Right or wrong, these are irreconcilable differences. These are not the same. Maybe Lydiard would agree, if the interval training could be called "aerobic", but Antonio is saying something much stronger -- aerobic or not, you must do interval training at a precise pace, connected to your race target, during the aerobic base building phase.
Is it irreconcilable? This need to train at race pace all year round is one way to go I guess. I’ve spent the last 2 hours arguing against it, in many different ways. Let us see what you make of what I’ve said, if you or anyone else can read this damn essay.
- Lydiard has well defined phases of aerobic training, hills, then anaerobic training, before coordination and tapering and racing. The aerobic training, and hill training phases are described generically and universally for all athletes from 800m to the marathon. If aerobic training includes workouts with "race connected" paces, it is purely by chance. If hill workouts include workouts with "race connected" paces, it is purely by chance. If anaerobic training includes workouts with "race connected" paces, it is purely by chance.
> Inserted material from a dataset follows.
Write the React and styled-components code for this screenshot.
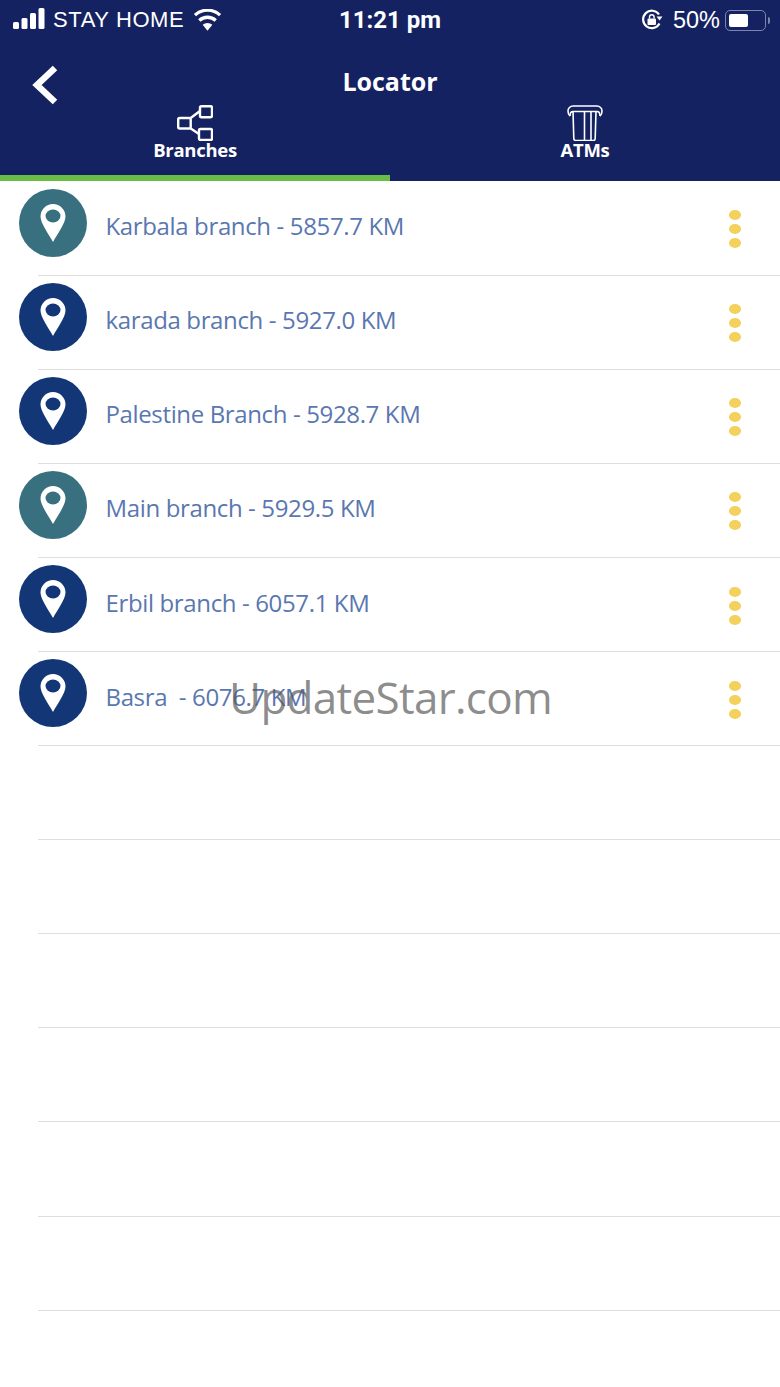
import React from "react";
import styled, { createGlobalStyle } from "styled-components";

const branches = [
  { name: "Karbala branch - 5857.7 KM", tone: "#38707f" },
  { name: "karada branch - 5927.0 KM", tone: "#133776" },
  { name: "Palestine Branch - 5928.7 KM", tone: "#133776" },
  { name: "Main branch - 5929.5 KM", tone: "#38707f" },
  { name: "Erbil branch - 6057.1 KM", tone: "#133776" },
  { name: "Basra\u00a0 - 6076.7 KM", tone: "#133776" },
];

const App = () => {
  return (
    <Page>
      <GlobalStyle />
      <Header>
        <StatusBar>
          <StatusLeft>
            <Signal width="33" height="22" viewBox="0 0 33 22">
              <rect x="0" y="14" width="6" height="7" rx="1.5" />
              <rect x="8.500" y="10" width="6" height="11" rx="1.5" />
              <rect x="17" y="5" width="6" height="16" rx="1.5" />
              <rect x="25.500" y="0" width="6" height="21" rx="1.5" />
            </Signal>
            <Carrier>STAY HOME</Carrier>
            <svg width="29" height="22" viewBox="0 0 30 22">
              <path d="M15 22l-5-6a7.5 7.5 0 0 1 10 0z" fill="#fff" />
              <path d="M6.5 11.5a12.5 12.5 0 0 1 17 0M2 6a19 19 0 0 1 26 0" fill="none" stroke="#fff" strokeWidth="3.4" />
            </svg>
          </StatusLeft>
          <Clock>11:21 pm</Clock>
          <StatusRight>
            <svg width="22" height="22" viewBox="0 0 22 22">
              <path d="M18.5 14.5A8.7 8.7 0 1 1 18 5.5" fill="none" stroke="#fff" strokeWidth="2.2" />
              <path d="M15.5 7.5h6l-3 4z" fill="#fff" />
              <rect x="6.500" y="9.5" width="8.500" height="6.5" rx="1" fill="#fff" />
              <path d="M8.500 9.5V8a2.300 2.300 0 0 1 4.600 0v1.500" fill="none" stroke="#fff" strokeWidth="1.4" />
            </svg>
            <Percent>50%</Percent>
            <Battery>
              <BatteryFill />
            </Battery>
            <BatteryTip />
          </StatusRight>
        </StatusBar>
        <TitleRow>
          <BackButton>
            <svg width="28" height="40" viewBox="0 0 28 40">
              <path d="M24 3L6 20l18 17" fill="none" stroke="#fff" strokeWidth="6.5" />
            </svg>
          </BackButton>
          <Title>Locator</Title>
        </TitleRow>
        <Tabs>
          <Tab $active>
            <svg width="36" height="36" viewBox="0 0 36 36">
              <g fill="none" stroke="#fff" strokeWidth="2.4">
                <rect x="1.200" y="13" width="12.500" height="10.500" rx="1.500" />
                <rect x="23" y="1.200" width="12" height="11" rx="1.500" />
                <rect x="22" y="24" width="13" height="11" rx="1.500" />
                <path d="M13.700 13L23 6M13.700 23.500L22 29" />
              </g>
            </svg>
            <TabLabel>Branches</TabLabel>
          </Tab>
          <Tab>
            <svg width="36" height="36" viewBox="0 0 36 36">
              <g fill="none" stroke="#fff" strokeWidth="1.600">
                <path d="M3 11C1.500 10 1 8 1 6a5 5 0 0 1 5-5h24a5 5 0 0 1 5 5c0 2-.5 4-2 5" />
                <path d="M3 11C3 8 4 6.500 6 6.500h24c2 0 3 1.500 3 4.500" />
                <path d="M6 6.500l.8 27a2 2 0 0 0 2 2h17.400a2 2 0 0 0 2-2l.8-27" />
                <path d="M17.500 6.500v29M24 6.500v29" />
              </g>
            </svg>
            <TabLabel>ATMs</TabLabel>
          </Tab>
        </Tabs>
      </Header>
      <List>
        {branches.map((branch) => (
          <Row key={branch.name}>
            <Badge $tone={branch.tone}>
              <svg width="26" height="38" viewBox="0 0 26 38">
                <path d="M13 0a12.500 12.500 0 0 1 12.500 12.500C25.500 19 18 29 13 38 8 29 .5 19 .5 12.500A12.500 12.500 0 0 1 13 0z" fill="#fff" />
                <ellipse cx="13" cy="12" rx="7.500" ry="6.500" fill={branch.tone} />
              </svg>
            </Badge>
            <BranchName>{branch.name}</BranchName>
            <Dots>
              <Dot />
              <Dot />
              <Dot />
            </Dots>
          </Row>
        ))}
        {Array.from({ length: 6 }, (_, i) => (
          <Row key={i} />
        ))}
      </List>
      <Watermark>UpdateStar.com</Watermark>
    </Page>
  );
};

export default App;

const GlobalStyle = createGlobalStyle`
  html, body {
    margin: 0;
    padding: 0;
    background: #fff;
  }
`;

const Page = styled.div`
  position: relative;
  width: 780px;
  height: 1387px;
  overflow: hidden;
  background: #fff;
  font-family: "Open Sans", "Noto Sans", sans-serif;
`;

const Header = styled.header`
  height: 181px;
  background: #152261;
  color: #fff;
`;

const StatusBar = styled.div`
  display: grid;
  grid-template-columns: 1fr auto 1fr;
  align-items: center;
  height: 40px;
  padding: 0 13px;
`;

const StatusLeft = styled.div`
  display: flex;
  align-items: center;
  gap: 7px;
`;

const Signal = styled.svg`
  fill: #fff;
  margin-top: -2px;
`;

const Carrier = styled.span`
  font-family: "Liberation Sans", sans-serif;
  font-size: 22px;
  letter-spacing: 0.6px;
  margin-right: 2px;
`;

const Clock = styled.span`
  font-family: Roboto, sans-serif;
  font-size: 24px;
  font-weight: 700;
`;

const StatusRight = styled.div`
  display: flex;
  align-items: center;
  justify-content: flex-end;
  margin-right: -3px;
`;

const Percent = styled.span`
  font-family: "Liberation Sans", sans-serif;
  font-size: 23.500px;
  margin: 0 5px 0 10px;
`;

const Battery = styled.div`
  box-sizing: border-box;
  width: 41px;
  height: 21px;
  padding: 3px;
  border: 1.500px solid #7c84ae;
  border-radius: 5px;
`;

const BatteryFill = styled.div`
  width: 19px;
  height: 100%;
  border-radius: 2px;
  background: #fff;
`;

const BatteryTip = styled.div`
  width: 2px;
  height: 7px;
  margin-left: 2px;
  border-radius: 0 2px 2px 0;
  background: #7c84ae;
`;

const TitleRow = styled.div`
  position: relative;
  display: flex;
  justify-content: center;
  height: 64px;
`;

const BackButton = styled.div`
  position: absolute;
  left: 31px;
  top: 25px;
`;

const Title = styled.h1`
  margin: 0;
  padding-top: 24px;
  font-size: 25px;
  line-height: 34px;
  font-weight: 700;
`;

const Tabs = styled.nav`
  display: grid;
  grid-template-columns: 1fr 1fr;
  height: 77px;
`;

const Tab = styled.div`
  display: flex;
  flex-direction: column;
  align-items: center;
  box-sizing: border-box;
  padding-top: 1px;
  border-bottom: 6px solid ${(props) => (props.$active ? "#69bd45" : "transparent")};
`;

const TabLabel = styled.span`
  margin-top: -4px;
  font-size: 18.500px;
  line-height: 25px;
  font-weight: 700;
  letter-spacing: -0.3px;
`;

const List = styled.div`
  display: flex;
  flex-direction: column;
  padding-top: 0.7px;
`;

const Row = styled.div`
  position: relative;
  display: flex;
  align-items: center;
  box-sizing: border-box;
  height: 94.08px;
  padding: 0 39px 12px 19px;

  &::after {
    content: "";
    position: absolute;
    left: 38px;
    right: 0;
    bottom: 0;
    height: 1px;
    background: #dedede;
  }
`;

const Badge = styled.div`
  display: flex;
  align-items: center;
  justify-content: center;
  flex: none;
  width: 68px;
  height: 68px;
  border-radius: 50%;
  background: ${(props) => props.$tone};
`;

const BranchName = styled.span`
  flex: 1;
  margin: 6px 0 0 18.500px;
  font-size: 24px;
  letter-spacing: -0.36px;
  color: #5a77b0;
`;

const Dots = styled.div`
  display: flex;
  flex-direction: column;
  gap: 4px;
  margin-top: 13px;
`;

const Dot = styled.span`
  width: 12.500px;
  height: 10px;
  border-radius: 50%;
  background: #f3d15c;
`;

const Watermark = styled.div`
  position: absolute;
  left: 229px;
  top: 667px;
  font-size: 44px;
  line-height: 60px;
  letter-spacing: -0.7px;
  color: rgba(90, 90, 90, 0.7);
`;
A modern approach prescribes very precise pace ranges for all phases, rather than "aerobic", then "anaerobic", then "coordination" (which might finally demand specific paces).
Ok I agree, purely by chance is the only way for race paces to be undertaken outside of sprints/strides in the marathon development period. I disagree that race paces wouldn’t be achieved in anaerobic training but I don’t know for sure. We would need evidence from someone. Hope you enjoyed my rave.